Lans Malherbe
26 Apr
26Apr

Ever since computer automation entered the business process domain, project failures have become an uncomfortable reality. Despite countless attempts at analysis and interventions, many enterprises and agencies continue to experience disastrous outcomes, both financial and reputational. 

So, what have we learned? The first hard truth comes from human behavioural sciences: admitting you have a problem.

It sounds simple, but in the high-pressure world of enterprise programs, admitting failure requires a special kind of mindset: thought leadership that acknowledges complexity, accepts accountability, and acts decisively.

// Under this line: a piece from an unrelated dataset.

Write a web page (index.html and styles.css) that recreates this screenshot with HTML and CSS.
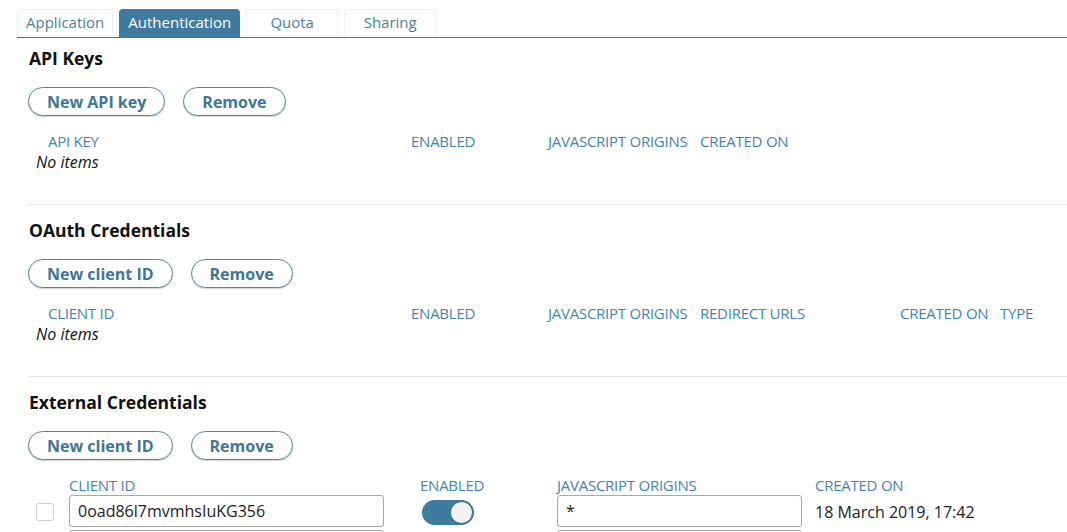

True change often needs to be driven from the top. Without it, business-as-usual mindsets entrench problems rather than solving them. Once the leadership team acknowledges the reality, the next critical move is clear: Get experienced, impartial help. But not just any help.

Choose advisors with proven experience, strong references, and real-world playbooks—not vague assurances of “trust us.” These skills are rare and are most often found in specialist, boutique consulting firms who are invested in outcomes, not selling technology solutions. At Alchemmy Africa, we work closely with leadership and procurement teams to ensure the right fit, because the journey of remediation is complex, and relationships matter.

Our methods bring a structured, futureproof approach: analyzing the materiality of project failures, providing strategic remediation options based on real risk analysis, and delivering clear, executable roadmaps. 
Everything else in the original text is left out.